LUPITA NYONG’O has opened up about how colourism and poor representation of dark-skinned black women in arts and culture inspired her debut children’s book, Sulwe.
The Oscar-winning actress and author started the online conversation by tweeting a picture of herself aged five, saying she reflected on the feelings and fantasies of her younger self when she made the decision to write her first book.
The picture book, which is released later this month, follows the story of Sulwe, a little girl whose skin is darker than everyone she knows. Sulwe longs to be considered beautiful and bright, then a magical journey in the night sky changes everything.
“As a little girl reading, I had all of these windows into the lives of people who looked nothing like me, chances to look into their worlds, but I didn’t have any mirrors. While windows help us develop empathy and an understanding of the wider world, mirrors help us develop our sense of self, and our understanding of our own world. They ground us in our body and our experiences,” she wrote on Monday.
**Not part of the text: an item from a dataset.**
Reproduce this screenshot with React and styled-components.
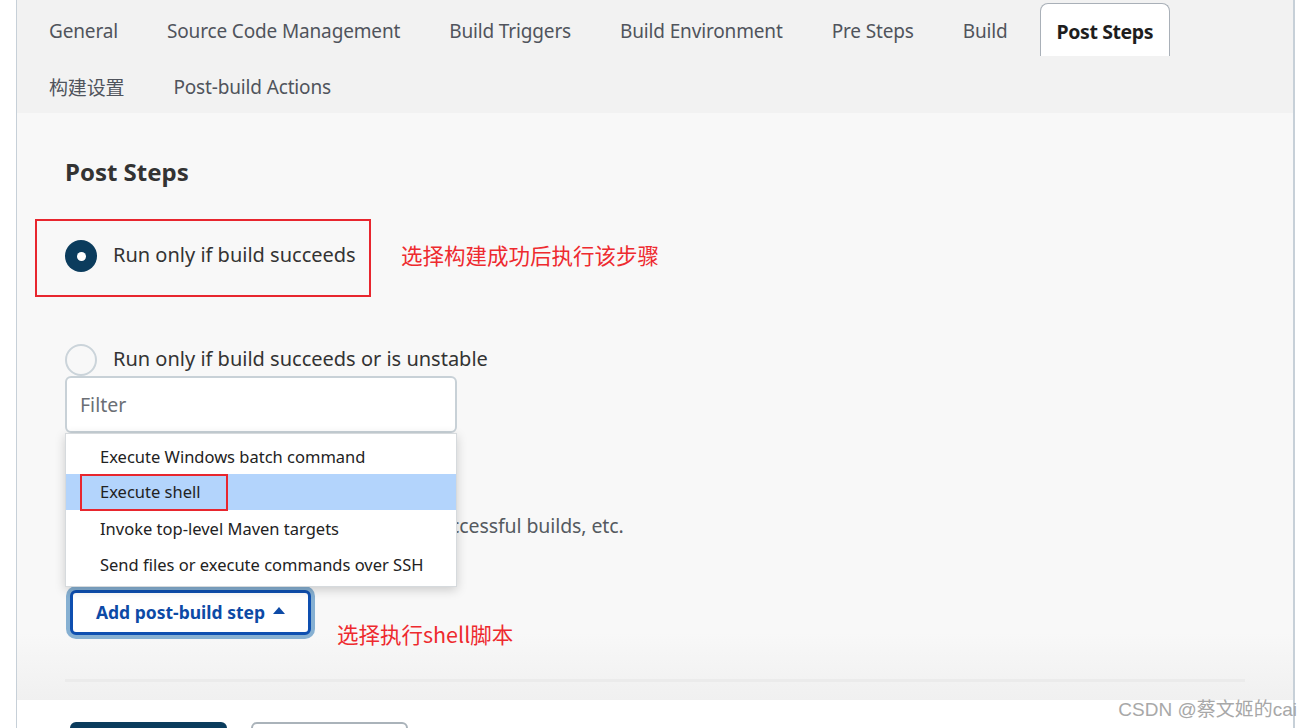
import React from "react";
import styled, { createGlobalStyle } from "styled-components";

const Global = createGlobalStyle`
  html, body { margin: 0; padding: 0; background: #ffffff; }
  body { font-family: "Noto Sans", "Noto Sans CJK SC", sans-serif; overflow: hidden; }
  * { box-sizing: border-box; }
`;

const Page = styled.div`
  position: relative;
  width: 1311px;
  height: 728px;
  overflow: hidden;
  background: #fff;
`;

const Frame = styled.div`
  margin-left: 16px;
  width: 1279px;
  height: 728px;
  border-left: 1px solid #c7d0d8;
  border-right: 2px solid #c7d0d8;
  display: flex;
  flex-direction: column;
`;

const TabBar = styled.div`
  flex: none;
  background: #f2f2f2;
  height: 113px;
  padding: 3px 0 0 15px;
  display: flex;
  flex-wrap: wrap;
  align-content: flex-start;
  row-gap: 3px;
  column-gap: 15px;
`;

const Tab = styled.div`
  height: 53px;
  padding: ${(p) => (p.$active ? "2px 16px 0" : "2px 16px 0")};
  display: flex;
  align-items: center;
  font-size: ${(p) => (p.$active ? "19.5px" : "19px")};
  color: ${(p) => (p.$active ? "#1e1e1e" : "#50545c")};
  font-weight: ${(p) => (p.$active ? 700 : 400)};
  background: ${(p) => (p.$active ? "#ffffff" : "transparent")};
  border: 1px solid ${(p) => (p.$active ? "#a9b0b8" : "transparent")};
  border-bottom: none;
  border-radius: 8px 8px 0 0;
  font-family: "Noto Sans", "Noto Sans CJK SC", sans-serif;
  white-space: nowrap;
  letter-spacing: ${(p) => (p.$active ? "-0.4px" : "-0.15px")};
`;

const Content = styled.div`
  flex: none;
  background: linear-gradient(#f8f8f8 0, #f8f8f8 520px, #f0f0f0 587px);
  height: 587px;
  padding: 43px 48px 0 48px;
  display: flex;
  flex-direction: column;
`;

const Heading = styled.h2`
  margin: 0;
  font-size: 24px;
  line-height: 32px;
  font-weight: 700;
  color: #333;
`;

const AnnotRow = styled.div`
  display: flex;
  align-items: center;
  margin-top: 31px;
`;

const AnnotBox = styled.div`
  margin-left: -30px;
  width: 336px;
  height: 78px;
  border: 2px solid #e8262e;
  padding-left: 28px;
  padding-bottom: 4px;
  display: flex;
  align-items: center;
`;

const Note = styled.span`
  color: #ee2a2f;
  font-size: 21.5px;
  font-family: "Noto Sans CJK SC", sans-serif;
  margin-left: ${(p) => p.$ml || 30}px;
  margin-top: ${(p) => p.$mt || 0}px;
  white-space: nowrap;
`;

const RadioRow = styled.div`
  display: flex;
  align-items: center;
  gap: 16px;
  height: 32px;
  margin-top: ${(p) => p.$mt || 0}px;
`;

const Radio = styled.span`
  width: 32px;
  height: 32px;
  border-radius: 50%;
  flex: none;
  background: ${(p) => (p.$checked ? "#0b3c5d" : "#f8f8f8")};
  border: ${(p) => (p.$checked ? "none" : "2px solid #cbd4da")};
  display: flex;
  align-items: center;
  justify-content: center;
  &::after {
    content: "";
    display: ${(p) => (p.$checked ? "block" : "none")};
    width: 9px;
    height: 9px;
    border-radius: 50%;
    background: #fff;
  }
`;

const RadioLabel = styled.span`
  font-size: 20px;
  line-height: 28px;
  padding-bottom: 3px;
  color: #333;
  white-space: nowrap;
`;

const Help = styled.div`
  font-size: 19.5px;
  line-height: 28px;
  color: #555a60;
  margin-top: 80px;
  white-space: nowrap;
  letter-spacing: -0.1px;
`;

const ButtonRow = styled.div`
  display: flex;
  align-items: flex-start;
  margin-top: 50px;
`;

const MenuAnchor = styled.div`
  position: relative;
  margin-left: 5px;
`;

const AddButton = styled.button`
  height: 45px;
  width: 241px;
  border: 3px solid #0e4fb0;
  border-radius: 6px;
  background: #fff;
  box-shadow: 0 0 0 4px #86b0d2;
  color: #0d4aa6;
  font-family: "Noto Sans", sans-serif;
  font-size: 17.5px;
  font-weight: 700;
  display: flex;
  align-items: center;
  justify-content: center;
  gap: 8px;
  padding: 0 0 2px 0;
`;

const Caret = styled.span`
  width: 0;
  height: 0;
  border-left: 6px solid transparent;
  border-right: 6px solid transparent;
  border-bottom: 7px solid #0d4aa6;
  margin-top: -2px;
`;

const Menu = styled.div`
  position: absolute;
  left: -5px;
  bottom: calc(100% + 3px);
  width: 392px;
  display: flex;
  flex-direction: column;
`;

const FilterInput = styled.input`
  height: 57px;
  border: 2px solid #c8d1d7;
  border-radius: 6px;
  background: #fff;
  padding: 0 13px;
  font-family: "Noto Sans", sans-serif;
  font-size: 19.5px;
  color: #333;
  outline: none;
  &::placeholder { color: #6b6f75; }
`;

const List = styled.div`
  background: #fff;
  border: 1px solid #d6dadd;
  box-shadow: 0 3px 10px rgba(0, 0, 0, 0.18);
  padding: 4px 0;
  height: 154px;
`;

const Item = styled.div`
  height: 36px;
  display: flex;
  align-items: center;
  padding-left: 34px;
  font-size: 16.5px;
  color: #222;
  background: ${(p) => (p.$hl ? "#b3d4fc" : "#fff")};
  white-space: nowrap;
`;

const Boxed = styled.span`
  border: 2px solid #e8262e;
  height: 37px;
  margin-left: -20px;
  padding: 0 26px 2px 18px;
  display: flex;
  align-items: center;
`;

const Separator = styled.div`
  height: 3px;
  background: #ebebeb;
  margin-top: 30px;
  width: 1180px;
`;

const Footer = styled.div`
  flex: none;
  height: 28px;
  background: #fff;
  padding: 22px 0 0 53px;
  display: flex;
  gap: 24px;
  overflow: hidden;
`;

const FootButton = styled.div`
  flex: none;
  width: 157px;
  height: 40px;
  border-radius: 6px;
  background: ${(p) => (p.$primary ? "#0b3c5d" : "#fff")};
  border: 2px solid ${(p) => (p.$primary ? "#0b3c5d" : "#aab3ba")};
`;

const Watermark = styled.div`
  position: absolute;
  right: 14px;
  bottom: 7px;
  font-family: "Liberation Sans", "Noto Sans CJK SC", sans-serif;
  font-size: 19px;
  color: #a8a8a8;
  white-space: nowrap;
`;

const tabs = [
  "General",
  "Source Code Management",
  "Build Triggers",
  "Build Environment",
  "Pre Steps",
  "Build",
  "Post Steps",
  "构建设置",
  "Post-build Actions",
];

const items = [
  "Execute Windows batch command",
  "Execute shell",
  "Invoke top-level Maven targets",
  "Send files or execute commands over SSH",
];

export default function App() {
  return (
    <Page>
      <Global />
      <Frame>
        <TabBar>
          {tabs.map((t) => (
            <Tab key={t} $active={t === "Post Steps"}>
              {t}
            </Tab>
          ))}
        </TabBar>
        <Content>
          <Heading>Post Steps</Heading>
          <AnnotRow>
            <AnnotBox>
              <RadioRow>
                <Radio $checked />
                <RadioLabel>Run only if build succeeds</RadioLabel>
              </RadioRow>
            </AnnotBox>
            <Note $mt={-8}>选择构建成功后执行该步骤</Note>
          </AnnotRow>
          <RadioRow $mt={47}>
            <Radio />
            <RadioLabel>Run only if build succeeds or is unstable</RadioLabel>
          </RadioRow>
          <RadioRow $mt={24}>
            <Radio />
            <RadioLabel>Run regardless of build result</RadioLabel>
          </RadioRow>
          <Help>Should the post-build steps run only for successful builds, etc.</Help>
          <ButtonRow>
            <MenuAnchor>
              <Menu>
                <FilterInput placeholder="Filter" readOnly />
                <List>
                  {items.map((it) => (
                    <Item key={it} $hl={it === "Execute shell"}>
                      {it === "Execute shell" ? <Boxed>{it}</Boxed> : it}
                    </Item>
                  ))}
                </List>
              </Menu>
              <AddButton>
                Add post-build step <Caret />
              </AddButton>
            </MenuAnchor>
            <Note $ml={26} $mt={28}>选择执行shell脚本</Note>
          </ButtonRow>
          <Separator />
        </Content>
        <Footer>
          <FootButton $primary />
          <FootButton />
        </Footer>
      </Frame>
      <Watermark>CSDN @蔡文姬的cai</Watermark>
    </Page>
  );
}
Acutely aware of the negative impact that poor representation can have and how seeing yourself reflected in all sorts of fields can widen aspirations, Nyong’o is keen to affect change with Sulwe’s story.
“Sulwe holds up a mirror for dark-skinned children especially, to see themselves reflected immediately, and it is a window for all the others to cherish peering into,” Nyong’o said.
Expanding on the reasons why she believed this was a necessary thing to do, Nyong’o spoke about society’s favouritism for lighter complexions and the prevalence of this mentality that lighter is better outside of majority white populations but in black communities too.
“Colourism, society’s preference for lighter skin, is alive and well. It’s not just a prejudice reserved for places with a largely white population. Throughout the world, even in Kenya, even today, there is a popular sentiment that lighter is brighter,” she said.
Nyong’o’s debut children’s book Sulwe is out on October 15. It features illustrations by Vashti Harrison, author of Little Leaders: Bold Women in Black History, Little Dreamers: Visionary Women Around the World and Little Legends: Exceptional Men in Black History.